If prices are higher in the coming years, then the un-hedged airlines would be at a (potentially huge) disadvantage. According to the Reuters report, most airlines seem to be opting for the safety net of futures, even though there is a chance of slightly less profits.
What does this mean for fliers?
We have already seen that lower fuel prices do not necessarily mean universally lower airfares. However, low prices do mean that airlines can lower fares on competitive routes and still make a profit. If you happen to fly regularly on one of these contested routes, then the fact that many airlines are hedging is good news for you. Regardless of what happens in the oil market over the next couple of years, airlines will still probably keep fares low to keep the pressure on competitors.

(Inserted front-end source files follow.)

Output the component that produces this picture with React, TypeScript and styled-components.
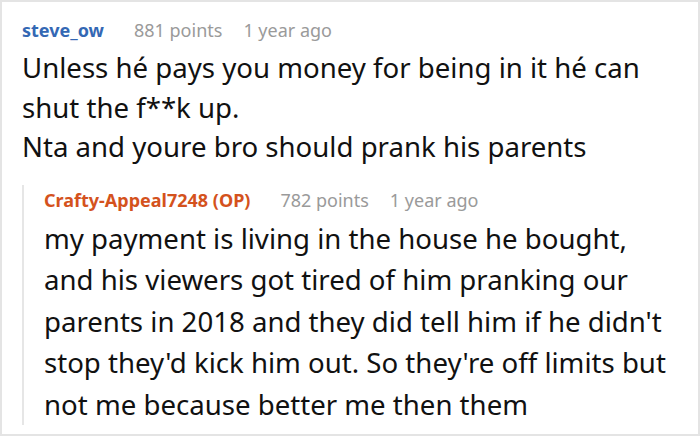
import React from 'react';
import styled, { createGlobalStyle } from 'styled-components';

const Global = createGlobalStyle`
  html, body { margin: 0; padding: 0; background: #fff; }
  body { font-family: "Noto Sans", "Open Sans", sans-serif; }
`;

const Frame = styled.div`
  width: 700px;
  height: 436px;
  box-sizing: border-box;
  border: 2px solid #e4e4e4;
  padding: 13px 20px 0 20px;
  overflow: hidden;
`;

const Header = styled.div`
  display: flex;
  align-items: baseline;
  gap: 30px;
  font-size: 18px;
  line-height: 30px;
`;

const Author = styled.span<{ $op?: boolean }>`
  font-weight: 700;
  color: ${p => (p.$op ? '#d4521d' : '#3468b4')};
`;

const Meta = styled.span`
  color: #9a9a9a;
`;

const MetaGroup = styled.span`
  display: flex;
  gap: 21px;
`;

const Body = styled.div<{ $lh: number }>`
  color: #111;
  font-size: 27.6px;
  line-height: ${p => p.$lh}px;
  margin-top: 3px;
`;

const Reply = styled.div`
  margin-top: 33px;
  border-left: 2px solid #e6e6e6;
  padding-left: 20px;

  & > div {
    margin-top: -15px;
    margin-bottom: -7px;
  }
`;

type CommentProps = {
  author: string;
  op?: boolean;
  points: string;
  age: string;
  lineHeight: number;
  lines: string[];
};

const Comment: React.FC<CommentProps> = ({ author, op, points, age, lineHeight, lines }) => (
  <div>
    <Header>
      <Author $op={op}>{author}</Author>
      <MetaGroup>
        <Meta>{points}</Meta>
        <Meta>{age}</Meta>
      </MetaGroup>
    </Header>
    <Body $lh={lineHeight}>
      {lines.map(l => (
        <div key={l}>{l}</div>
      ))}
    </Body>
  </div>
);

export default function App() {
  return (
    <>
      <Global />
      <Frame>
        <Comment
          author="steve_ow"
          points="881 points"
          age="1 year ago"
          lineHeight={39.5}
          lines={[
            'Unless hé pays you money for being in it hé can',
            'shut the f**k up.',
            'Nta and youre bro should prank his parents',
          ]}
        />
        <Reply>
          <Comment
            author="Crafty-Appeal7248 (OP)"
            op
            points="782 points"
            age="1 year ago"
            lineHeight={41.5}
            lines={[
              'my payment is living in the house he bought,',
              'and his viewers got tired of him pranking our',
              "parents in 2018 and they did tell him if he didn't",
              "stop they'd kick him out. So they're off limits but",
              'not me because better me then them',
            ]}
          />
        </Reply>
      </Frame>
    </>
  );
}
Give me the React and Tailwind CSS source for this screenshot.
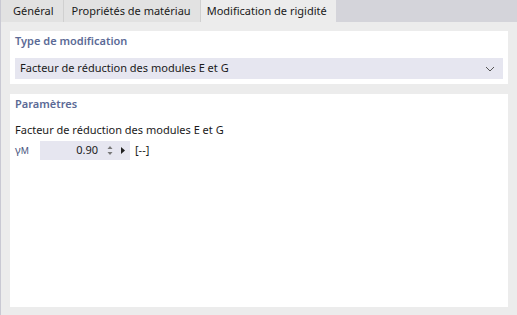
import React from "react";

export default function App() {
  const font = { fontFamily: '"Segoe UI", "Noto Sans", "Open Sans", sans-serif' };
  return (
    <div className="w-[517px] h-[315px] bg-[#ececec] flex flex-col text-[11px] text-[#1a1a1a] border-l border-[#c9c9d3]" style={font}>
      <div className="h-[22px] flex bg-[#d4d4da] shrink-0">
        <div className="h-full pl-[12px] pr-[9px] flex items-center bg-[#e2e2e2] border-r border-[#d0d0d0]">Général</div>
        <div className="h-full pl-[8px] pr-[9px] flex items-center bg-[#e2e2e2] border-r border-[#d0d0d0]">Propriétés de matériau</div>
        <div className="h-full pl-[6px] pr-[9px] flex items-center bg-[#ececec]">Modification de rigidité</div>
      </div>
      <div className="flex-1 flex flex-col px-[9px] pt-[9px] pb-[8px] gap-[10px]">
        <div className="bg-white px-[5px] pt-[1px] pb-[5px] flex flex-col">
          <div className="h-[18px] flex items-center font-semibold text-[#5b6a96]">Type de modification</div>
          <div className="mt-[8px] h-[21px] bg-[#e6e6f0] flex items-center justify-between pl-[5px] pr-[8px]">
            <span>Facteur de réduction des modules E et G</span>
            <svg width="10" height="6" viewBox="0 0 10 6"><path d="M1 1 L5 5 L9 1" fill="none" stroke="#555" strokeWidth="1" /></svg>
          </div>
        </div>
        <div className="flex-1 bg-white px-[5px] pt-[1px] flex flex-col">
          <div className="h-[18px] flex items-center font-semibold text-[#5b6a96]">Paramètres</div>
          <div className="mt-[8px] h-[18px] flex items-center">Facteur de réduction des modules E et G</div>
          <div className="mt-[2px] h-[19px] flex items-center">
            <span className="w-[25px] text-[#4a5580]">γ<span className="text-[9px]">M</span></span>
            <div className="w-[90px] h-full bg-[#e6e6f0] flex items-center justify-end pr-[5px]">
              <span className="mr-[9px]">0.90</span>
              <svg width="6" height="11" viewBox="0 0 6 11" className="mr-[8px]">
                <path d="M0.5 4 L3 1 L5.5 4 Z" fill="#777" />
                <path d="M0.5 7 L3 10 L5.5 7 Z" fill="#777" />
              </svg>
              <svg width="4" height="7" viewBox="0 0 4 7"><path d="M0 0 L4 3.5 L0 7 Z" fill="#222" /></svg>
            </div>
            <span className="ml-[5px]">[--]</span>
          </div>
        </div>
      </div>
    </div>
  );
}
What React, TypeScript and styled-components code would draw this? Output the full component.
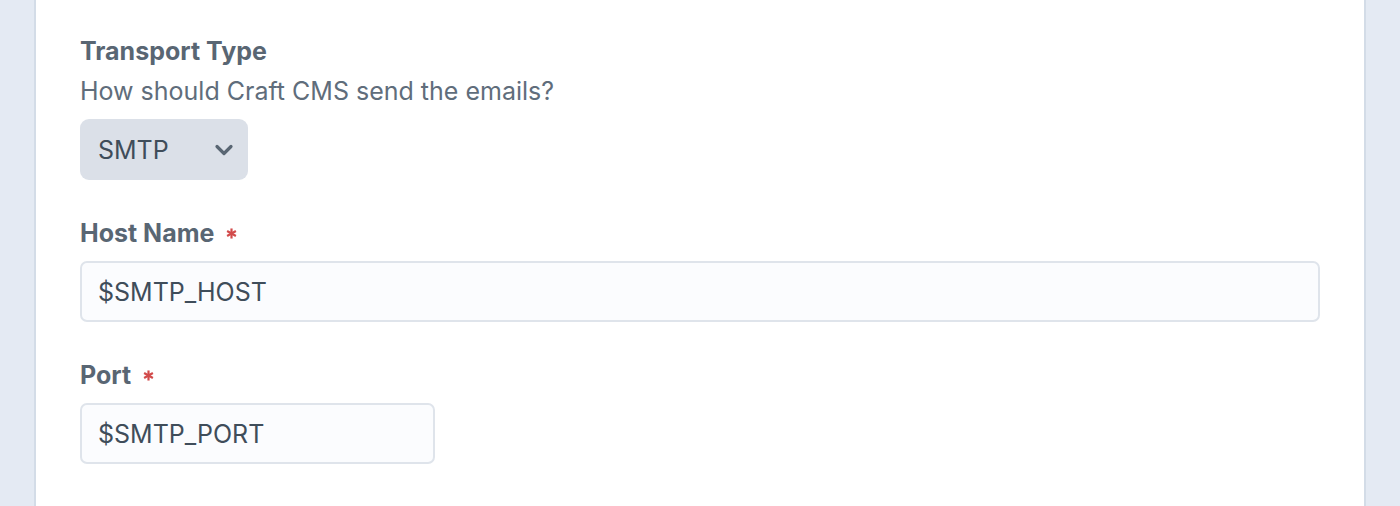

Also, at least in the near future, a huge spike in oil prices won’t mean significantly higher fares if most major airlines are hedged.
On the other hand, if a majority of carriers do not have low prices locked in, then they will be forced to raise fares or add surcharges. Airlines that hold futures would most likely follow their lead in order to capture extra profits, even though they wouldn’t be paying as much for fuel.
So it seems that there is a lot of upside and limited downside for both fliers and airlines if a majority of carriers are deciding that they want to lock in current fuel prices for the next two or three years.